• [GOAL]: Below are some records. Output the lines from the first one through the line that holds "sans-serif; background: #edf0f5;", exactly as written, with no pictures.

(Records with interface code)
+++
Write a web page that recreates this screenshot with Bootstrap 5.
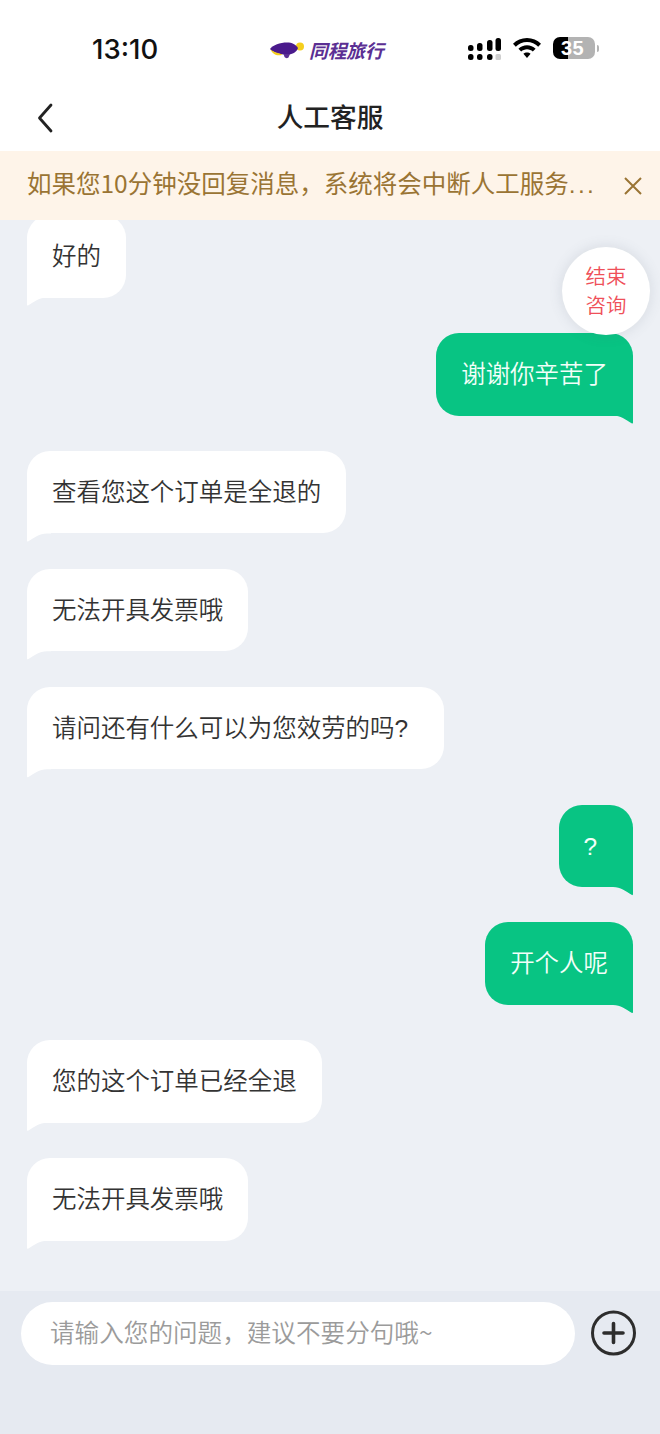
<!DOCTYPE html>
<html lang="zh-CN">
<head>
    <meta charset="UTF-8">
    <meta name="viewport" content="width=device-width, initial-scale=1.0">
    <title>人工客服</title>
    <link href="https://cdn.jsdelivr.net/npm/bootstrap@5.3.2/dist/css/bootstrap.min.css" rel="stylesheet">
    <style>
        html, body { height: 1434px; overflow: hidden; }
        body { font-family: "Noto Sans CJK SC", "Noto Sans", sans-serif; background: #edf0f5; color: #333; }

        /* status bar */
        .status-bar { height: 88px; padding: 10px 0 0 92px; background: #fff; }
        .status-time { width: 178px; margin-top: 1px; font: 500 27.5px/1 Inter, "Liberation Sans", sans-serif; color: #111; }
        .status-brand { width: 198px; margin-top: 3px; gap: 5px; font-size: 18.7px; font-weight: 700; font-style: italic; color: #5b2f93; line-height: 1; }
        .status-icons { gap: 12px; margin-bottom: 2px; }
        .battery-box { width: 42px; height: 22px; border-radius: 7px; background: linear-gradient(90deg, #000 15px, #b3b3b3 15px); color: #fff; font: 700 20px/22px "Liberation Sans", sans-serif; letter-spacing: .5px; padding-left: 8px; }
        .battery-wrap { gap: 2px; }
        .battery-nub { width: 2px; height: 7px; border-radius: 0 2px 2px 0; background: #b3b3b3; }

        /* title bar */
        .title-bar { height: 63px; background: #fff; padding-bottom: 6px; }
        .title-text { font-size: 26.7px; font-weight: 500; color: #222; line-height: 1; }
        .back-btn { left: 37px; top: 15px; }

        /* notice */
        .notice-bar { height: 69px; background: #fef4e9; color: #9a7434; font-size: 24.5px; padding: 0 18px 4px 27px; }
        .notice-text { line-height: 1.2; white-space: nowrap; }
        .notice-dots { font-family: "Liberation Sans", sans-serif; letter-spacing: 2.4px; }
        .notice-close { margin-top: 4px; }

        /* messages */
        .chat-area { height: 1071px; overflow: hidden; padding: 0 27px; }
        .msg-row { margin-bottom: 35.4px; }
        .msg-row:first-child { margin-top: -5px; margin-bottom: 35.5px; }
        .bubble { position: relative; height: 82.5px; padding: 0 25px; border-radius: 23px; font-size: 24.47px; font-weight: 350; line-height: 80px; white-space: nowrap; }
        .bubble::after { content: ""; position: absolute; bottom: -9px; width: 24px; height: 30px; background: inherit; }
        .bubble-in { background: #fff; border-bottom-left-radius: 0; }
        .bubble-in::after { left: 0; clip-path: path("M0 0H24V21H20C12 21 8 25 1 29C.4 29.300 0 29 0 28Z"); }
        .bubble-out { background: #08c483; color: #f2fff9; border-bottom-right-radius: 0; }
        .bubble-out::after { right: 0; clip-path: path("M24 0H0V21H4C12 21 16 25 23 29C23.600 29.300 24 29 24 28Z"); }
        .q-mark { display: inline-block; width: 24.47px; font-family: "Liberation Sans", sans-serif; }

        .end-btn { right: 10px; top: 247px; width: 88px; height: 88px; padding-bottom: 2px; background: #fff; color: #ef5059; font-size: 20.5px; font-weight: 350; line-height: 29px; box-shadow: 0 0 14px rgba(90, 100, 120, .16); z-index: 5; }

        /* input bar */
        .input-bar { height: 143px; background: #e6eaf1; padding: 11px 24px 0 21px; gap: 16px; }
        .msg-input.form-control { height: 63px; border: 0; padding: 0 29px 5px 29px; font-size: 24.6px; font-weight: 350; box-shadow: none; }
        .msg-input.form-control::placeholder { color: #9b9b9b; opacity: 1; }
        .plus-btn { margin-top: 8px; }
    </style>
</head>
<body class="position-relative d-flex flex-column">
    <!-- Status bar -->
    <div class="status-bar d-flex align-items-center flex-shrink-0">
        <div class="status-time">13:10</div>
        <div class="status-brand d-flex align-items-center">
            <svg width="34" height="17" viewBox="0 0 34 17">
                <circle cx="30" cy="4.500" r="4" fill="#f5cf1d"/>
                <path d="M0 7C3 3 10 .5 17 .5C22 .5 26 2.500 28 6C27 9.500 23 12 19 12.500C12 13 4 11.500 0 7Z" fill="#4a1a8c"/>
                <path d="M.5 7.500C3 9.500 7 11 12.500 12.500C11 13.500 8 13.500 6 13C3.500 12 1.500 10 .5 7.500Z" fill="#f5cf1d"/>
                <path d="M13.500 12H20L18.500 15.500C17 16.500 15.500 16.300 14.500 15Z" fill="#5b2f93"/>
            </svg>
            <span>同程旅行</span>
        </div>
        <div class="status-icons d-flex align-items-center">
            <svg width="33" height="23" viewBox="0 0 33 23">
                <g fill="#000">
                    <rect x="0" y="8" width="5.500" height="6" rx="2.500"/>
                    <rect x="9" y="6" width="5.500" height="8" rx="2.500"/>
                    <rect x="19" y="3" width="5.500" height="11" rx="2.500"/>
                    <rect x="27.500" y="1" width="5.500" height="13" rx="2.500"/>
                    <rect x="0" y="17" width="5.500" height="6" rx="2.500"/>
                    <rect x="9" y="17" width="5.500" height="6" rx="2.500"/>
                    <rect x="19" y="17" width="5.500" height="6" rx="2.500"/>
                </g>
                <rect x="27.500" y="17" width="5.500" height="6" rx="1.500" fill="#cfcfcf"/>
            </svg>
            <svg width="28" height="20" viewBox="0 0 28 20">
                <path d="M14 0C19.500 0 24.300 2.200 28 5.800L25.200 8.700C22.300 5.900 18.400 4.100 14 4.100C9.600 4.100 5.700 5.900 2.800 8.700L0 5.800C3.700 2.200 8.500 0 14 0Z" fill="#000"/>
                <path d="M14 7.200C17.300 7.200 20.300 8.500 22.600 10.700L19.800 13.600C18.300 12.200 16.300 11.300 14 11.300C11.700 11.300 9.700 12.200 8.200 13.600L5.400 10.700C7.700 8.500 10.700 7.200 14 7.200Z" fill="#000"/>
                <path d="M14 14.400C15.400 14.400 16.600 14.900 17.600 15.800L14 20L10.400 15.800C11.400 14.900 12.600 14.400 14 14.400Z" fill="#000"/>
            </svg>
            <div class="battery-wrap d-flex align-items-center">
                <div class="battery-box">35</div>
                <div class="battery-nub"></div>
            </div>
        </div>
    </div>

    <!-- Title bar -->
    <div class="title-bar position-relative d-flex align-items-center justify-content-center flex-shrink-0">
        <svg class="back-btn position-absolute" width="16" height="30" viewBox="0 0 16 30">
            <path d="M14 2L2.500 15L14 28" fill="none" stroke="#222" stroke-width="2.800" stroke-linecap="round" stroke-linejoin="round"/>
        </svg>
        <div class="title-text">人工客服</div>
    </div>

    <!-- Notice -->
    <div class="notice-bar d-flex align-items-center justify-content-between flex-shrink-0">
        <div class="notice-text">如果您10分钟没回复消息，系统将会中断人工服务<span class="notice-dots">...</span></div>
        <svg class="notice-close" width="18" height="18" viewBox="0 0 18 18">
            <path d="M1 1L17 17M17 1L1 17" stroke="#9a7434" stroke-width="2" fill="none"/>
        </svg>
    </div>

    <!-- Messages -->
    <div class="chat-area flex-shrink-0">
        <div class="msg-row d-flex"><div class="bubble bubble-in">好的</div></div>
        <div class="msg-row d-flex justify-content-end"><div class="bubble bubble-out">谢谢你辛苦了</div></div>
        <div class="msg-row d-flex"><div class="bubble bubble-in">查看您这个订单是全退的</div></div>
        <div class="msg-row d-flex"><div class="bubble bubble-in">无法开具发票哦</div></div>
        <div class="msg-row d-flex"><div class="bubble bubble-in">请问还有什么可以为您效劳的吗<span class="q-mark">?</span></div></div>
        <div class="msg-row d-flex justify-content-end"><div class="bubble bubble-out"><span class="q-mark">?</span></div></div>
        <div class="msg-row d-flex justify-content-end"><div class="bubble bubble-out">开个人呢</div></div>
        <div class="msg-row d-flex"><div class="bubble bubble-in">您的这个订单已经全退</div></div>
        <div class="msg-row d-flex"><div class="bubble bubble-in">无法开具发票哦</div></div>
    </div>

    <!-- Floating end button -->
    <div class="end-btn position-absolute rounded-circle d-flex align-items-center justify-content-center text-center">结束<br>咨询</div>

    <!-- Input bar -->
    <div class="input-bar d-flex align-items-start flex-grow-1">
        <input class="msg-input form-control rounded-pill flex-grow-1" type="text" placeholder="请输入您的问题，建议不要分句哦~">
        <svg class="plus-btn flex-shrink-0" width="45" height="46" viewBox="0 0 45 46">
            <circle cx="22.500" cy="23" r="21" fill="none" stroke="#2d2d2d" stroke-width="3"/>
            <path d="M22.500 13.500V32.500M13 23H32" stroke="#2d2d2d" stroke-width="3.600" stroke-linecap="round"/>
        </svg>
    </div>

    <script src="https://cdn.jsdelivr.net/npm/bootstrap@5.3.2/dist/js/bootstrap.bundle.min.js"></script>
</body>
</html>
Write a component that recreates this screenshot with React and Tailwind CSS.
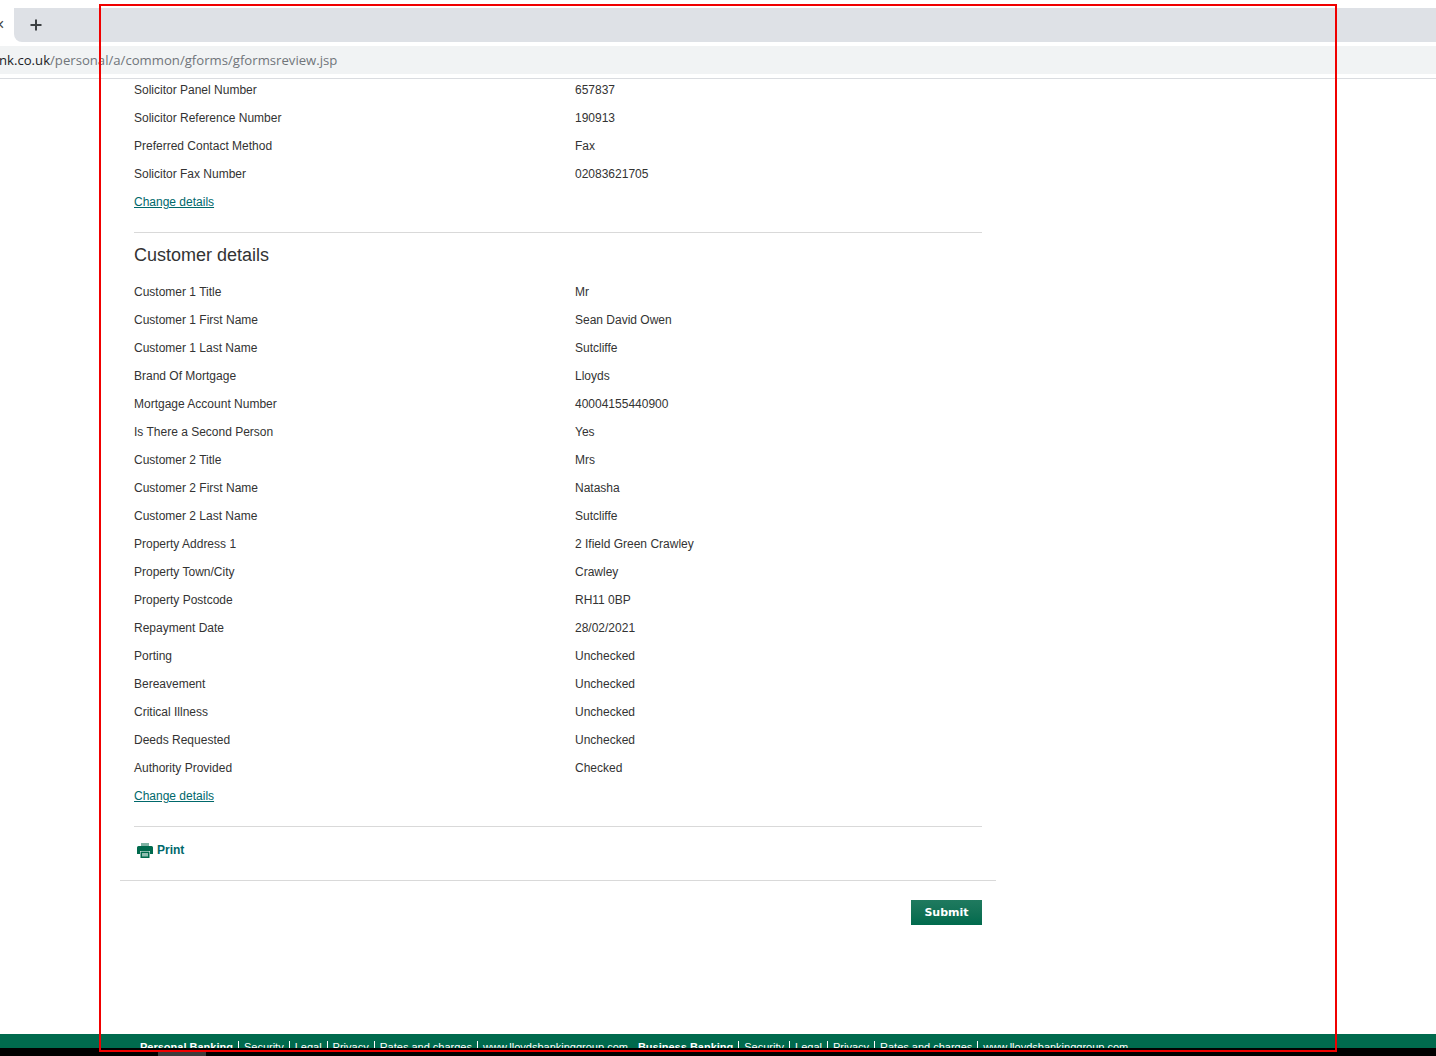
+++
• [THE RESPONSE]:
Write a web page that recreates this screenshot with Bootstrap 5.
<!DOCTYPE html>
<html lang="zh-CN">
<head>
    <meta charset="UTF-8">
    <meta name="viewport" content="width=device-width, initial-scale=1.0">
    <title>人工客服</title>
    <link href="https://cdn.jsdelivr.net/npm/bootstrap@5.3.2/dist/css/bootstrap.min.css" rel="stylesheet">
    <style>
        html, body { height: 1434px; overflow: hidden; }
        body { font-family: "Noto Sans CJK SC", "Noto Sans", sans-serif; background: #edf0f5; color: #333; }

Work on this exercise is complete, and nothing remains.